__MATERIAL PROVIDED__.
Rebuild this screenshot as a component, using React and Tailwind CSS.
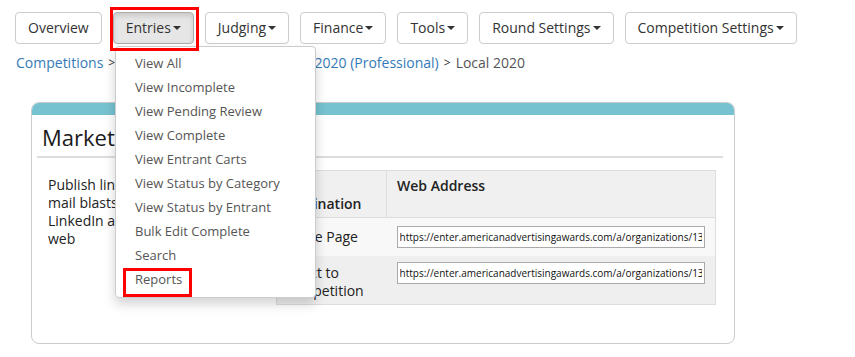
import React from 'react';

const navItems = [
  { label: 'Overview', caret: false },
  { label: 'Entries', caret: true, active: true },
  { label: 'Judging', caret: true },
  { label: 'Finance', caret: true },
  { label: 'Tools', caret: true },
  { label: 'Round Settings', caret: true },
  { label: 'Competition Settings', caret: true },
];

const menuItems = [
  'View All',
  'View Incomplete',
  'View Pending Review',
  'View Complete',
  'View Entrant Carts',
  'View Status by Category',
  'View Status by Entrant',
  'Bulk Edit Complete',
  'Search',
  'Reports',
];

const url = 'https://enter.americanadvertisingawards.com/a/organizations/1342/competitions/2020';

const Caret = () => (
  <span className="inline-block ml-[2px] w-0 h-0 border-l-[4px] border-r-[4px] border-t-[4px] border-l-transparent border-r-transparent border-t-[#333] align-middle" />
);

const Sep = () => <span className="text-[#333] text-[12px] mx-[5px]">&gt;</span>;

const UrlInput = () => (
  <input
    readOnly
    value={url}
    className="block w-full h-[22px] border border-[#aaa] bg-white px-[2px] text-[10px] text-[#111] outline-none"
    style={{ fontFamily: '"Open Sans", sans-serif' }}
  />
);

export default function App() {
  return (
    <div className="relative w-full h-[357px] overflow-hidden bg-white text-[#333] font-['Open_Sans',sans-serif]">
      <div className="flex gap-[11px] pt-3 pl-[15px]">
        {navItems.map((item) => (
          <button
            key={item.label}
            className={`h-8 px-3 rounded-[4px] border text-[14px] leading-5 flex items-center ${
              item.active ? 'bg-[#e6e6e6] border-[#adadad] shadow-[inset_0_3px_5px_rgba(0,0,0,0.125)]' : 'bg-white border-[#ccc]'
            }`}
          >
            {item.label}
            {item.caret && <Caret />}
          </button>
        ))}
      </div>

      <div className="mt-[9px] ml-[16px] text-[14px] leading-5 flex items-center">
        <span className="text-[#337ab7]">Competitions</span>
        <Sep />
        <span className="text-[#337ab7]">American Advertising Awards 2020 (Professional)</span>
        <Sep />
        <span className="text-[#555]">Local 2020</span>
      </div>

      <div className="mt-[29px] ml-[31px] w-[704px] h-[242px] border border-[#ccc] rounded-[8px] overflow-hidden">
        <div className="h-3 bg-[#76c2d0]" />
        <div className="pl-[5px] pr-[11px]">
          <h2 className="pl-[5px] pt-[8px] pb-[5px] text-[22px] leading-[28px] text-[#1a1a1a]">Market Your Competition</h2>
          <div className="border-t-2 border-[#ddd]" />
          <div className="flex pt-[12px]">
            <p className="w-[239px] shrink-0 pl-[11px] pt-[6px] text-[14px] leading-[18px] text-[#222] whitespace-nowrap">
              Publish links on your site, in e-
              <br />
              mail blasts, Facebook, Twitter,
              <br />
              LinkedIn and anywhere on the
              <br />
              web
            </p>
            <table className="w-[440px] border border-[#ddd] border-collapse text-[14px] text-[#222]">
              <thead>
                <tr className="bg-[#f0f0f0] h-[47px]">
                  <th className="w-[110px] border border-[#ddd] px-[6px] pb-[4px] align-bottom text-left font-semibold leading-[18px]">
                    Link Destination
                  </th>
                  <th className="border border-[#ddd] px-[10px] pt-[6px] align-top text-left font-semibold leading-[18px]">
                    Web Address
                  </th>
                </tr>
              </thead>
              <tbody>
                <tr className="bg-[#f8f8f8] h-[38px]">
                  <td className="px-[6px] leading-[18px]">Home Page</td>
                  <td className="px-[10px] py-[7px]">
                    <UrlInput />
                  </td>
                </tr>
                <tr className="bg-[#efefef] h-[49px]">
                  <td className="px-[6px] pt-[8px] pb-[4px] align-top leading-[18px]">Direct to Competition</td>
                  <td className="px-[10px] pt-[6px] align-top">
                    <UrlInput />
                  </td>
                </tr>
              </tbody>
            </table>
          </div>
        </div>
      </div>

      <div className="absolute left-[115px] top-[46px] w-[201px] pt-[4px] pb-[6px] bg-white border border-[#ccc] rounded-[4px] shadow-[0_6px_12px_rgba(0,0,0,0.175)]">
        {menuItems.map((m) => (
          <div key={m} className="h-6 leading-6 pl-[19px] text-[13px] text-[#555]">
            {m}
          </div>
        ))}
      </div>

      <div className="absolute left-[110px] top-[7px] w-[89px] h-[44px] border-[3px] border-[#f00]" />
      <div className="absolute left-[123px] top-[268px] w-[69px] h-[29px] border-[3px] border-[#f00]" />
    </div>
  );
}
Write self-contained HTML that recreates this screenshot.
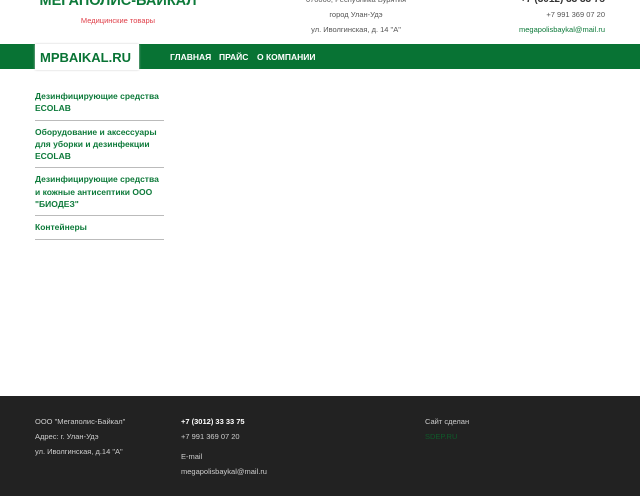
<!DOCTYPE html>
<html><head><meta charset="utf-8"><style>
*{margin:0;padding:0;box-sizing:border-box}
body{width:640px;height:496px;background:#fff;font-family:"Liberation Sans",Arial,sans-serif;position:relative;overflow:hidden}
.a{position:absolute;white-space:nowrap}
.title{left:18px;top:-7px;width:200px;text-align:center;font-weight:bold;font-size:14.5px;color:#0d7a3a}
.sub{left:38px;top:16px;width:160px;text-align:center;font-size:7.5px;color:#e0404a}
.c{left:296px;width:120px;text-align:center;font-size:7.5px;color:#555}
.r{right:35px;text-align:right;font-size:7.5px;color:#555}
.bar{left:0;top:44px;width:640px;height:25px;background:#087334}
.logo{left:35px;top:44px;width:104px;height:26px;background:#fff;box-shadow:0 0 2px #ccc;font-weight:bold;font-size:13px;color:#087334;padding:6px 0 0 5px}
.nav{top:52px;font-size:8.5px;font-weight:bold;color:#fff}
.side{position:absolute;left:35px;top:90px;width:129px}
.side div{border-bottom:1px solid #bbb;font-size:8.5px;font-weight:bold;color:#0d7a3a;line-height:12.3px;padding:0 0 5px 0;margin-bottom:5px;white-space:nowrap}
.foot{left:0;top:396px;width:640px;height:100px;background:#222}
.f{font-size:7.5px;color:#ccc}
</style></head><body>
<div class="a title">"МЕГАПОЛИС-БАЙКАЛ"</div>
<div class="a sub">Медицинские товары</div>
<div class="a c" style="top:-5px">670000, Республика Бурятия</div>
<div class="a c" style="top:10px">город Улан-Удэ</div>
<div class="a c" style="top:25px">ул. Иволгинская, д. 14 "А"</div>
<div class="a r" style="top:-6px;font-size:10px;font-weight:bold;color:#333">+7 (3012) 33 33 75</div>
<div class="a r" style="top:10px">+7 991 369 07 20</div>
<div class="a r" style="top:25px;color:#0d7a3a">megapolisbaykal@mail.ru</div>
<div class="a bar"></div>
<div class="a logo">MPBAIKAL.RU</div>
<div class="a nav" style="left:170px">ГЛАВНАЯ</div>
<div class="a nav" style="left:219px">ПРАЙС</div>
<div class="a nav" style="left:257px">О КОМПАНИИ</div>
<div class="side">
<div>Дезинфицирующие средства<br>ECOLAB</div>
<div>Оборудование и аксессуары<br>для уборки и дезинфекции<br>ECOLAB</div>
<div>Дезинфицирующие средства<br>и кожные антисептики ООО<br>"БИОДЕЗ"</div>
<div>Контейнеры</div>
</div>
<div class="a foot"></div>
<div class="a f" style="left:35px;top:417px">ООО "Мегаполис-Байкал"</div>
<div class="a f" style="left:35px;top:432px">Адрес: г. Улан-Удэ</div>
<div class="a f" style="left:35px;top:447px">ул. Иволгинская, д.14 "А"</div>
<div class="a f" style="left:181px;top:417px;color:#fff;font-weight:bold">+7 (3012) 33 33 75</div>
<div class="a f" style="left:181px;top:432px">+7 991 369 07 20</div>
<div class="a f" style="left:181px;top:452px">E-mail</div>
<div class="a f" style="left:181px;top:467px">megapolisbaykal@mail.ru</div>
<div class="a f" style="left:425px;top:417px">Сайт сделан</div>
<div class="a f" style="left:425px;top:432px;color:#0f5a2a">SDEP.RU</div>
</body></html>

__WRITTEN REQUEST__.
Using the material above, copy every line in which the string "screenshot" occurs.

__RESULT OF THE EXERCISE__.
Rebuild this screenshot as a component, using React and Tailwind CSS.
Write self-contained HTML that recreates this screenshot.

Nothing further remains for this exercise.